Davis started the back and forth ground war with a heavy insistence on takedown attempts. On the feet, M’Pumbu seemed to have the upper hand. On the mat, it was a wild tossing and turning battle. Davis got a full mount, then M’Pumbu got on Davis’ back, then Davis on M’Pumbu’s back, then someone in a triangle and so on. It was never-ending chain wrestling with Davis probably having the edge on the scorecards. By the start of the third, Davis was clearly gassed and M’Pumbu went in for the kill with solid strikes standing and on the ground. The finish came via ground ‘n’ pound, with M’Pumbu landing a shot to Davis’ temple and TKOing the military vet.
Christian M’Pumbu wins by TKO (strikes) at 3:34 in round 3.
Richard Hale vs. Nik Fekete
Richard Hale led us all to believe he was going to try to knock out Fekete because in the pre-fight hype Hale kept saying he was going to try to knock out Fekete. To put it simply, that did not happen at all. Hale barely attempted any strikes in the less than 120 seconds he was in the cage. But what Hale did do to “The Machete” was simply INCREDIBLE!
The fight started and the Michigan State wrestler, Fekete, slamed the long and lean Hale to the mat. Fekete took side control rather easily. Hale appeared to be barely defending anything on the ground and then it happened! Hale’s legs sprung up from behind Fekete like octopus tentacles and wrapped around Fekete’s neck in an inverted triangle choke.
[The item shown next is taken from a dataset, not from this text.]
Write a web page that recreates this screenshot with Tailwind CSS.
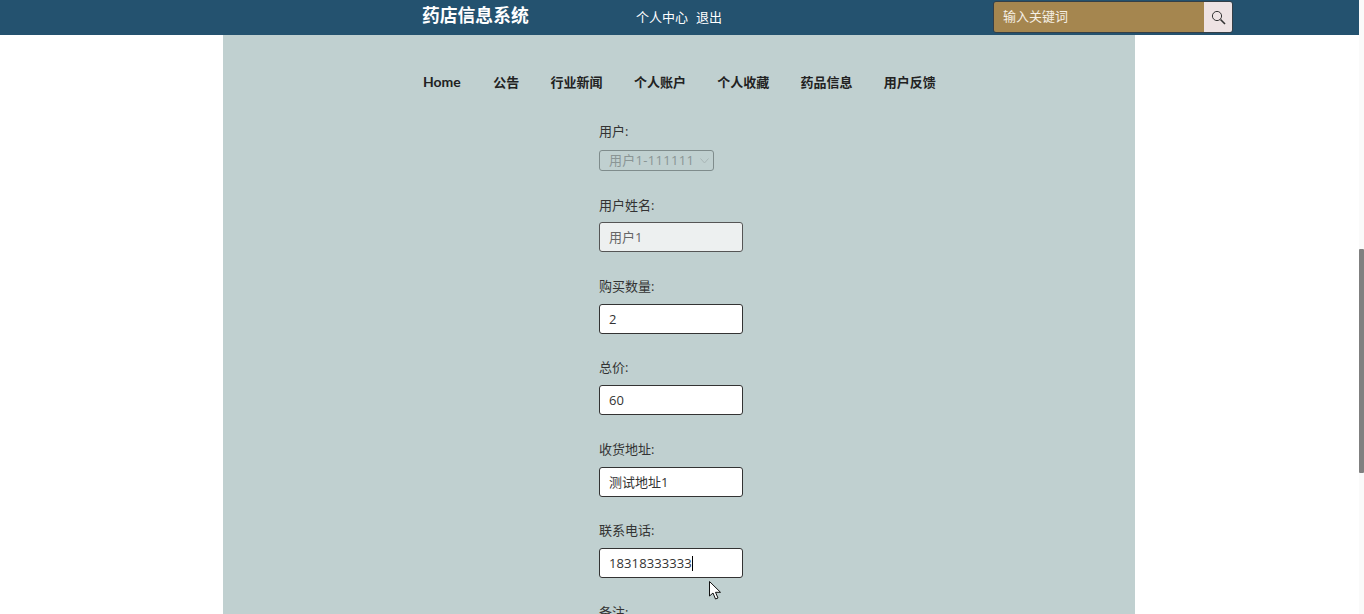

Two years earlier, fellow Bellator fighter Toby Imada shocked the world, and opponent Jorge Masvidal, by pulling off this same ridiculous submission, which won his fight as well as the World MMA Awards’ “Submission of the Year.” The submission was surprising enough, but in post-fight interviews Hale has revealed that he had never trained that submission and had only seen it for the first time the night before in watching Imada’s fight from 2009.
Richard Hale wins by submission (inverted triangle choke) at 1:55 in round 2.
D.J. Linderman vs. Raphael Davis
According to the critics, this fight was supposed to be a fairly lopsided victory for Raphael Davis. It proved to be a slugfest for the ages as Davis’ knees matched Linderman’s hands for much of the fight until a fairly brutal TKO ending. If there was a “Fight of the Night” bonus, Linderman and Davis would win it hands down.
The favorite, Davis, took control early, landing more fists to the face. Linderman’s head must be made of stone because Davis landed a succession of knees to his noggin that somehow didn’t finish the fight. The second round saw the tide turn for Linderman, with Davis starting to fade in speed and Linderman’s attacks finding their mark. If the second round was just 2 seconds longer, Linderman would have pulled the upset with the deep kimura attempt that was halted by the end of the round. The final minutes of the fight were pretty much the ending of any “Rocky” movie, with flush punch after flush punch and the ref not stopping it. Finally, the ref called it after Linderman dropped Davis and landed numerous shots on the ground.
D.J. Linderman wins by TKO (strikes) at 2:44 round 3.
Tim Carpenter vs. Daniel Gracie
The main event of the evening was a shocking upset as Tim Carpenter played spoiler to Daniel Gracie’s highly anticipated debut in the Bellator cage. A member of the legendary Gracie clan, Daniel Gracie walked away from MMA in 2006 to focus on injuries and a life of teaching Brazilian jiujitsu. In late 2010, Gracie made his return with a quick first round submission. But Carpenter didn’t fly to Mississippi to lose just because critics thought he would.
Philadelphia’s own Carpenter nearly knocked out Gracie in the fight’s opening exchange. From there Carpenter did the unexpected and tested Gracie’s black belt by throwing several armbar attempts at the grappling ace. The first round was easily Carpenter’s with Gracie spending the entirety on defense. Gracie showed a bit more life in the second round after a vicious Portuguese tongue-lashing in between rounds from his relative and corner man, the great Renzo Gracie. The round could have gone either way as Carpenter landed some solid up-kicks, but Gracie was on top most of the round. The final round was pretty much a stalemate as neither fighter attempted too much, but was capped off with Carpenter landing the better in the stand-up.
The judges scored this 29-28, 28-29, 29-28 in favor of Tim Carpenter by split-decision.
Next Saturday, Bellator 39 marks the return of Bellator Lightweight Champion Eddie Alvarez defending his belt against Pat Curran. It will also feature the semifinal fights of the Welterweight tourney: Good/Hawn and Hieron/Weedman. Lastly, former UFC fighter Ben Saunders will make his Bellator debut against Matt Lee.